You begin with a baseline perception of yourself and appearance -> 1st treatment -> new baseline -> 2nd treatment -> new new baseline…and so on..by the time you have your 15th treatment, the original baseline is long gone and you're potentially in waxy and weird territory.

When this is coupled with a practitioner who also has perception drift or even Body Dysmorphic Disorder (BDD), or is primarily, financially motivated, it's easy to see how patients end up having “gone too far”.

2. Altered appearance evaluation

We no longer evaluate our appearance in the same way our parents and grandparents did.

A number of technological and societal changes have increasingly influenced our psychology, sociology and appearance.

50 years ago, we would evaluate our appearance based on what we would see in the mirror, what we see around us, how we look at any one time compared to photos/video footage from the past and the reactions of others around us. We would form a baseline evaluation of our appearance and would work from there. We would tweak with makeup and creams and the odd device. But largely, we had to accept the genetic deck we were dealt and crack on.

Now, the age of the smartphone, cameras, selfies, filters and social media, from a young age, this baseline is harder than ever to establish.

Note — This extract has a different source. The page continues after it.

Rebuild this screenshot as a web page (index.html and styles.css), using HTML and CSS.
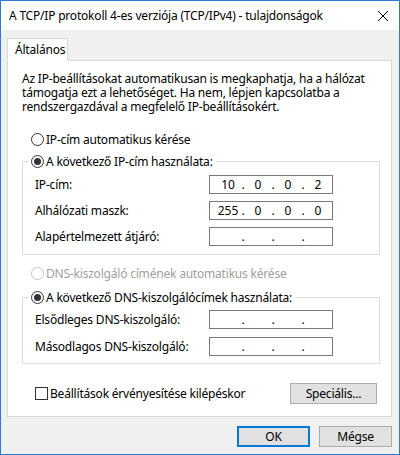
FILE: index.html
```html
<!DOCTYPE html>
<html lang="hu">
  <head>
    <meta charset="UTF-8" />
    <title>TCP/IPv4 tulajdonságok</title>
    <link rel="stylesheet" href="styles.css">
  </head>
  <body>
    <div class="window">
      <div class="titlebar">
        <span class="title">A TCP/IP protokoll 4-es verziója (TCP/IPv4) - tulajdonságok</span>
        <svg class="close" width="12" height="12" viewBox="0 0 12 12">
          <path d="M1 1 L11 11 M11 1 L1 11" stroke="#000" stroke-width="1" fill="none" />
        </svg>
      </div>
      <div class="client">
        <div class="tabs">
          <div class="tab">Általános</div>
        </div>
        <div class="panel">
          <p class="intro">
            Az IP-beállításokat automatikusan is megkaphatja, ha a hálózat<br>
            támogatja ezt a lehetőséget. Ha nem, lépjen kapcsolatba a<br>
            rendszergazdával a megfelelő IP-beállításokért.
          </p>

          <div class="option first"><span class="radio"></span>IP-cím automatikus kérése</div>
          <fieldset class="group ip-group">
            <legend><span class="option"><span class="radio checked"></span>A következő IP-cím használata:</span></legend>
            <div class="fields">
              <label>IP-cím:</label>
              <div class="ip"><span>10</span><i>.</i><span>0</span><i>.</i><span>0</span><i>.</i><span>2</span></div>
              <label>Alhálózati maszk:</label>
              <div class="ip"><span>255</span><i>.</i><span>0</span><i>.</i><span>0</span><i>.</i><span>0</span></div>
              <label>Alapértelmezett átjáró:</label>
              <div class="ip"><span></span><i>.</i><span></span><i>.</i><span></span><i>.</i><span></span></div>
            </div>
          </fieldset>

          <div class="option disabled dns-auto"><span class="radio"></span>DNS-kiszolgáló címének automatikus kérése</div>
          <fieldset class="group dns-group">
            <legend><span class="option"><span class="radio checked"></span>A következő DNS-kiszolgálócímek használata:</span></legend>
            <div class="fields">
              <label>Elsődleges DNS-kiszolgáló:</label>
              <div class="ip"><span></span><i>.</i><span></span><i>.</i><span></span><i>.</i><span></span></div>
              <label>Másodlagos DNS-kiszolgáló:</label>
              <div class="ip"><span></span><i>.</i><span></span><i>.</i><span></span><i>.</i><span></span></div>
            </div>
          </fieldset>

          <div class="bottom-row">
            <div class="option"><span class="check"></span>Beállítások érvényesítése kilépéskor</div>
            <button type="button" class="btn special">Speciális...</button>
          </div>
        </div>
        <div class="actions">
          <button type="button" class="btn default">OK</button>
          <button type="button" class="btn">Mégse</button>
        </div>
      </div>
    </div>
  </body>
</html>
```

FILE: styles.css
```css
* {
  box-sizing: border-box;
}

body {
  margin: 0;
  font-family: "Noto Sans", "Liberation Sans", sans-serif;
  font-size: 12px;
  letter-spacing: -0.2px;
  color: #000;
}

.window {
  width: 400px;
  height: 455px;
  border: 1px solid #2a7bd4;
  display: flex;
  flex-direction: column;
  background: #f0f0f0;
}

.titlebar {
  height: 29px;
  background: #fff;
  display: flex;
  align-items: center;
  justify-content: space-between;
  padding: 0 10px 0 8px;
}

.title {
  font-size: 12px;
}

.close {
  display: block;
}

.client {
  flex: 1;
  padding: 8px 7px 0 6px;
}

.tabs {
  display: flex;
}

.tab {
  position: relative;
  height: 23px;
  margin-bottom: -1px;
  padding: 0 7px;
  line-height: 21px;
  background: #fff;
  border: 1px solid #d9d9d9;
  border-bottom-color: #fff;
  width: 61px;
}

.panel {
  background: #fff;
  border: 1px solid #d9d9d9;
  padding: 11px 11px 12px 14px;
}

.intro {
  margin: 0;
  line-height: 14px;
}

.option {
  display: flex;
  align-items: center;
  height: 16px;
  white-space: nowrap;
}

.option.first {
  margin-top: 17px;
  padding-left: 9px;
}

.option.disabled {
  color: #a0a0a0;
}

.dns-auto {
  margin-top: 10px;
  padding-left: 9px;
}

.radio {
  width: 13px;
  height: 13px;
  border: 1px solid #333;
  border-radius: 50%;
  margin-right: 2px;
  display: flex;
  align-items: center;
  justify-content: center;
  flex: none;
}

.radio.checked::after {
  content: "";
  width: 7px;
  height: 7px;
  border-radius: 50%;
  background: #333;
}

.option.disabled .radio {
  border-color: #c4c4c4;
}

.check {
  width: 13px;
  height: 13px;
  border: 1px solid #333;
  margin-right: 2px;
  flex: none;
}

.group {
  margin: 6px 0 0;
  border: 1px solid #dcdcdc;
  padding: 6px 12px 8px 12px;
  min-width: 0;
}

.group legend {
  padding: 0 4px 0 2px;
  margin-left: -6px;
}

.dns-group {
  margin-top: 8px;
  padding-top: 5px;
  padding-bottom: 7px;
}

.fields {
  display: grid;
  grid-template-columns: 174px 124px;
  row-gap: 7px;
  align-items: center;
}

.dns-group .fields {
  row-gap: 8px;
}

.ip {
  height: 19px;
  border: 1px solid #7a7a7a;
  display: flex;
  align-items: center;
  padding: 0 2px 0 6px;
  letter-spacing: 0;
}

.ip span {
  width: 24px;
  text-align: center;
}

.ip i {
  font-style: normal;
  width: 6px;
  text-align: center;
}

.bottom-row {
  margin-top: 19px;
  padding: 0 3px 0 13px;
  display: flex;
  justify-content: space-between;
  align-items: center;
}

.btn {
  font-family: inherit;
  font-size: 12px;
  letter-spacing: -0.2px;
  height: 21px;
  background: #e1e1e1;
  border: 1px solid #adadad;
  padding: 0;
  color: #000;
}

.special {
  width: 87px;
}

.actions {
  margin-top: 9px;
  display: flex;
  justify-content: flex-end;
  gap: 9px;
}

.actions .btn {
  width: 73px;
}

.btn.default {
  border-color: #0078d7;
  box-shadow: inset 0 0 0 1px #0078d7;
}
```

  • There have been significant changes in how we connect with others, socially and for work. This means we now have constant exposure to how we look, how others look and how we “should” look.
  • Smart phones cameras and social media filters/photo editing means we have tools at our disposal to generate fabricated, digital versions of ourselves. We can curate/create versions of ourselves that are false.
  • We're constantly exposed to the close-up details of our faces. Every day. In selfies, on video calls, on social media. Skin texture, asymmetry, laxity, pores, lines. The minutiae. More things for minds to fixate on.

3. A limited visual diet

At the same time as we are exposed to our own flawed features, we’re simultaneously served an increasingly limited diet of other peoples “perfect” faces.

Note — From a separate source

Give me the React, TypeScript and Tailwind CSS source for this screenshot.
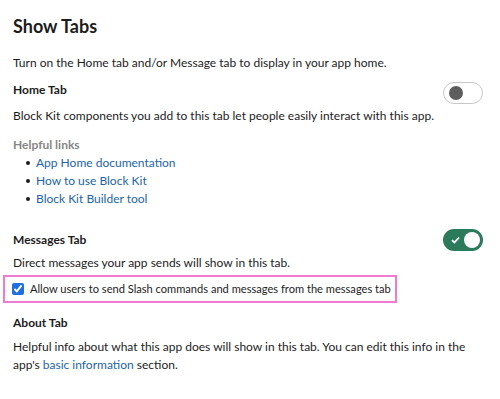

Young, smooth, high cheekbones, peaked brows, slim nose, tight, contoured jaw, neat chin, plump lips. These features become familiar and familiarity breeds attraction. THIS is what an attractive face looks like.

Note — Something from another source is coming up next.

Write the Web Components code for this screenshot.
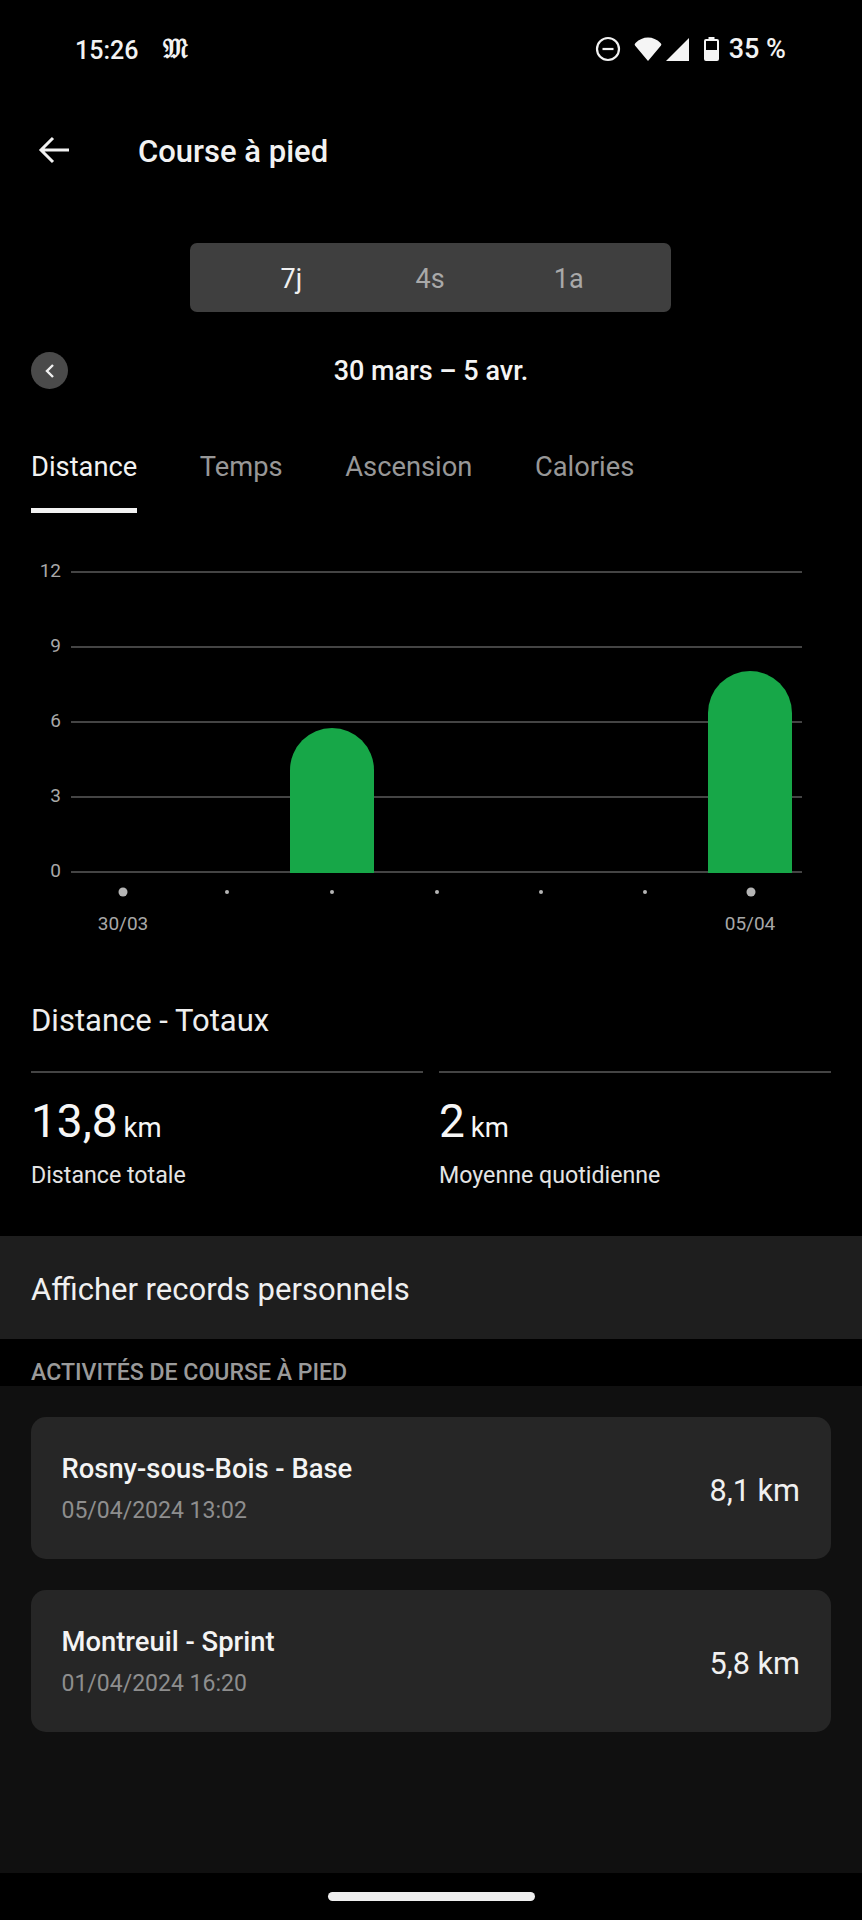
<!DOCTYPE html>
<html lang="fr">
<head>
<meta charset="utf-8">
<title>Course à pied</title>
<style>
    html, body { margin: 0; background: #000; }
    body { width: 862px; height: 1920px; overflow: hidden; color: #fff; font-family: Roboto, "Liberation Sans", sans-serif; }
</style>
</head>
<body>
<status-bar time="15:26" battery="35 %"></status-bar>
<app-header>Course à pied</app-header>
<range-selector></range-selector>
<date-nav>30 mars – 5 avr.</date-nav>
<metric-tabs></metric-tabs>
<distance-chart></distance-chart>
<totals-section heading="Distance - Totaux">
    <stat-tile value="13,8" unit="km">Distance totale</stat-tile>
    <stat-tile value="2" unit="km">Moyenne quotidienne</stat-tile>
</totals-section>
<records-link>Afficher records personnels</records-link>
<activity-list heading="ACTIVITÉS DE COURSE À PIED">
    <activity-card name="Rosny-sous-Bois - Base" date="05/04/2024 13:02" distance="8,1 km"></activity-card>
    <activity-card name="Montreuil - Sprint" date="01/04/2024 16:20" distance="5,8 km"></activity-card>
</activity-list>
<home-bar></home-bar>

<script>
// Barre d'etat Android
class StatusBar extends HTMLElement {
    constructor() {
        super();
        this.attachShadow({ mode: 'open' });
        this.shadowRoot.innerHTML = `
            <style>
                :host { display: flex; align-items: center; height: 98px; padding: 2px 76px 0 75px; font-size: 25px; font-weight: 500; color: #f2f2f2; box-sizing: border-box; }
                .logo { margin-left: 25px; font: 700 27px "DejaVu Serif", serif; width: 26px; margin-top: -2px; }
                .icons { margin-left: auto; display: flex; align-items: center; margin-top: -2px; }
                svg { display: block; }
                .pct { margin-left: 10px; font-size: 27px; }
            </style>
            <span>${this.getAttribute('time')}</span>
            <span class="logo">𝔐</span>
            <div class="icons">
                <svg width="26" height="26" viewBox="0 0 26 26"><circle cx="13" cy="13" r="11" fill="none" stroke="#f2f2f2" stroke-width="2.2"/><rect x="7.5" y="11.9" width="11" height="2.2" fill="#f2f2f2"/></svg>
                <svg style="margin-left:13px" width="28" height="24" viewBox="0 0 28 24"><path d="M14 24 L1 8.5 Q0 7 1.5 6 Q7 0.5 14 0.5 Q21 0.5 26.5 6 Q28 7 27 8.5 Z" fill="#f5f5f5"/></svg>
                <svg style="margin-left:4px" width="23" height="23" viewBox="0 0 23 23"><path d="M23 0 V23 H0 Z" fill="#f5f5f5"/></svg>
                <svg style="margin-left:15px" width="15" height="24" viewBox="0 0 15 24"><path d="M4.5 0 H10.5 V2 H13 Q15 2 15 4 V22 Q15 24 13 24 H2 Q0 24 0 22 V4 Q0 2 2 2 H4.5 Z M2 4 V13 H13 V4 Z" fill="#f5f5f5" fill-rule="evenodd"/></svg>
                <span class="pct">${this.getAttribute('battery')}</span>
            </div>
        `;
    }
}

// En-tete avec fleche retour
class AppHeader extends HTMLElement {
    constructor() {
        super();
        this.attachShadow({ mode: 'open' });
        this.shadowRoot.innerHTML = `
            <style>
                :host { display: flex; align-items: center; height: 104px; padding-left: 38px; font-size: 31px; font-weight: 500; color: #f2f2f2; }
                svg { width: 32px; height: 32px; margin-right: 68px; display: block; }
                span { padding-top: 3px; }
            </style>
            <svg viewBox="0 0 32 32"><path d="M31 16 H3 M15 4 L3 16 L15 28" fill="none" stroke="#f2f2f2" stroke-width="3"/></svg>
            <span><slot></slot></span>
        `;
    }
}

// Choix de la periode
class RangeSelector extends HTMLElement {
    constructor() {
        super();
        this.attachShadow({ mode: 'open' });
        this.shadowRoot.innerHTML = `
            <style>
                :host { display: flex; width: 481px; height: 69px; margin: 41px 0 0 190px; padding: 2px 33px 0 32px; box-sizing: border-box; background: #3f3f3f; border-radius: 7px; font-size: 27px; color: #a9a9a9; }
                span { flex: 1; display: flex; align-items: center; justify-content: center; }
                .on { color: #f0f0f0; }
            </style>
            <span class="on">7j</span><span>4s</span><span>1a</span>
        `;
    }
}

// Navigation entre les semaines
class DateNav extends HTMLElement {
    constructor() {
        super();
        this.attachShadow({ mode: 'open' });
        this.shadowRoot.innerHTML = `
            <style>
                :host { display: block; position: relative; height: 37px; margin: 40px 31px 0; font-size: 27px; font-weight: 500; line-height: 39px; text-align: center; color: #f4f4f4; }
                .back { position: absolute; left: 0; top: 0; width: 37px; height: 37px; border-radius: 50%; background: #4a4a4a; display: flex; align-items: center; justify-content: center; }
            </style>
            <div class="back"><svg width="12" height="16" viewBox="0 0 12 16"><path d="M9 2 L3 8 L9 14" fill="none" stroke="#f0f0f0" stroke-width="2.4"/></svg></div>
            <slot></slot>
        `;
    }
}

// Onglets de mesure
class MetricTabs extends HTMLElement {
    constructor() {
        super();
        this.attachShadow({ mode: 'open' });
        this.shadowRoot.innerHTML = `
            <style>
                :host { display: flex; gap: 62.6px; margin: 63px 0 0 31px; font-size: 27.3px; color: #979797; }
                span { display: block; height: 61px; line-height: 31px; }
                .on { color: #f2f2f2; height: 56px; border-bottom: 5px solid #f2f2f2; }
            </style>
            <span class="on">Distance</span><span>Temps</span><span>Ascension</span><span>Calories</span>
        `;
    }
}

// Graphique en barres, dessine en SVG
class DistanceChart extends HTMLElement {
    constructor() {
        super();
        this.attachShadow({ mode: 'open' });
        const top = 59; // y de la ligne 12 dans le svg
        const lines = [12, 9, 6, 3, 0].map((label, i) => {
            const y = top + i * 75;
            return `<line x1="71" x2="802" y1="${y}" y2="${y}" stroke="#444" stroke-width="2"/>
                <text x="61" y="${y + 5}" text-anchor="end">${label}</text>`;
        }).join('');
        const dots = [123, 227, 332, 437, 541, 645, 751].map((x, i) =>
            `<circle cx="${x}" cy="379" r="${i === 0 || i === 6 ? 4.5 : 2}" fill="#b5b5b5"/>`).join('');
        this.shadowRoot.innerHTML = `
            <style>
                :host { display: block; height: 477px; }
                svg { display: block; }
                text { font-size: 19px; fill: #a8a8a8; }
            </style>
            <svg width="862" height="477" viewBox="0 0 862 477">
                ${lines}
                <path d="M290 360 V257 A42 42 0 0 1 374 257 V360 Z" fill="#17a748"/>
                <path d="M708 360 V200 A42 42 0 0 1 792 200 V360 Z" fill="#17a748"/>
                ${dots}
                <text x="123" y="417" text-anchor="middle">30/03</text>
                <text x="750" y="417" text-anchor="middle">05/04</text>
            </svg>
        `;
    }
}

// Bloc des totaux
class TotalsSection extends HTMLElement {
    constructor() {
        super();
        this.attachShadow({ mode: 'open' });
        this.shadowRoot.innerHTML = `
            <style>
                :host { display: block; padding: 0 31px; height: 246px; box-sizing: border-box; }
                h2 { margin: 0; height: 81px; line-height: 62px; font-size: 31px; font-weight: 400; color: #eee; }
                .grid { display: grid; grid-template-columns: 392px 392px; gap: 16px; }
            </style>
            <h2>${this.getAttribute('heading')}</h2>
            <div class="grid"><slot></slot></div>
        `;
    }
}

class StatTile extends HTMLElement {
    constructor() {
        super();
        this.attachShadow({ mode: 'open' });
        this.shadowRoot.innerHTML = `
            <style>
                :host { display: block; border-top: 2px solid #444; padding-top: 19px; }
                .value { font-size: 46px; line-height: 58px; color: #f6f6f6; }
                .unit { font-size: 27.5px; margin-left: 6px; }
                .label { margin-top: 4px; font-size: 23.2px; line-height: 28px; color: #e4e4e4; }
            </style>
            <div class="value">${this.getAttribute('value')}<span class="unit">${this.getAttribute('unit')}</span></div>
            <div class="label"><slot></slot></div>
        `;
    }
}

class RecordsLink extends HTMLElement {
    constructor() {
        super();
        this.attachShadow({ mode: 'open' });
        this.shadowRoot.innerHTML = `
            <style>
                :host { display: flex; align-items: center; height: 103px; box-sizing: border-box; padding: 3px 0 0 31px; background: #1e1e1e; font-size: 31px; color: #f0f0f0; }
            </style>
            <slot></slot>
        `;
    }
}

// Liste des activites
class ActivityList extends HTMLElement {
    constructor() {
        super();
        this.attachShadow({ mode: 'open' });
        this.shadowRoot.innerHTML = `
            <style>
                :host { display: block; }
                h3 { margin: 0; height: 47px; padding: 21px 0 0 31px; box-sizing: border-box; line-height: 26px; font-size: 23.1px; font-weight: 500; color: #9a9a9a; overflow: hidden; }
                .panel { height: 487px; box-sizing: border-box; padding: 31px; background: #101010; display: flex; flex-direction: column; gap: 31px; }
            </style>
            <h3>${this.getAttribute('heading')}</h3>
            <div class="panel"><slot></slot></div>
        `;
    }
}

class ActivityCard extends HTMLElement {
    constructor() {
        super();
        this.attachShadow({ mode: 'open' });
        this.shadowRoot.innerHTML = `
            <style>
                :host { display: flex; align-items: center; justify-content: space-between; height: 142px; padding: 0 31px 0 30.5px; box-sizing: border-box; background: #262626; border-radius: 15px; }
                .info { padding-top: 2px; }
                .name { font-size: 27.4px; font-weight: 500; line-height: 32px; color: #f4f4f4; }
                .date { margin-top: 12px; font-size: 23px; line-height: 28px; color: #8e8e8e; }
                .distance { font-size: 30.7px; color: #f0f0f0; padding-top: 4px; }
            </style>
            <div class="info">
                <div class="name">${this.getAttribute('name')}</div>
                <div class="date">${this.getAttribute('date')}</div>
            </div>
            <div class="distance">${this.getAttribute('distance')}</div>
        `;
    }
}

class HomeBar extends HTMLElement {
    constructor() {
        super();
        this.attachShadow({ mode: 'open' });
        this.shadowRoot.innerHTML = `
            <style>
                :host { display: flex; justify-content: center; padding-top: 19px; }
                div { width: 207px; height: 9px; border-radius: 5px; background: #eee; }
            </style>
            <div></div>
        `;
    }
}

// Registra los componentes
customElements.define('status-bar', StatusBar);
customElements.define('app-header', AppHeader);
customElements.define('range-selector', RangeSelector);
customElements.define('date-nav', DateNav);
customElements.define('metric-tabs', MetricTabs);
customElements.define('distance-chart', DistanceChart);
customElements.define('totals-section', TotalsSection);
customElements.define('stat-tile', StatTile);
customElements.define('records-link', RecordsLink);
customElements.define('activity-list', ActivityList);
customElements.define('activity-card', ActivityCard);
customElements.define('home-bar', HomeBar);
</script>
</body>
</html>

Our daily visual diet insidiously shaping our perception of what beauty is.

4. Increased availability and affordability of aesthetic treatments

In the last 20 years, aesthetic treatments have moved from being solely accessible to the rich and famous, to being available on your local high street.

When you combine the factors above with easy access to relatively affordable aesthetic treatments, the outcome is widespread adoption of treatments, accelerated perception drift and a resulting shift in what's deemed 'normal'.

So, you want treatments, but you don't want to end up on the ubiquitous, weird and waxy side of the line?

Here are some pointers:

  • Train yourself to not fixate on “flaws” - by objectively rationalising your “flaws” and their relative (un)importance, you’re better able to make decisions regarding potential treatments and the improvement they might bring to your quality of life.
  • Stop/limit the use of filters - these trick you into developing an inaccurate baseline of your own appearance.
  • Diversify and curate your social media diet - familiarity breeds attractiveness, consider curating your feed to vary your visual diet.
  • Don’t make treatment decisions after spending extended periods on social media - “cleanse your digital palette” before making decisions regarding treatments.
  • Leave a good amount of time between treatments - get accustomed to your face before going back for more.
  • Find a practitioner who looks natural - practitioners are not immune to perception drift and/or BDD and if it’s a look they like, they’ll lean towards delivering the same look for their patients.
  • Choose your practitioner carefully - safety and training is a prerequisite, but find one who is honest and will tell you no.
  • Keep photos and videos of yourself prior to any treatments - these are your true baseline and are a necessary reminder of what you actually look like!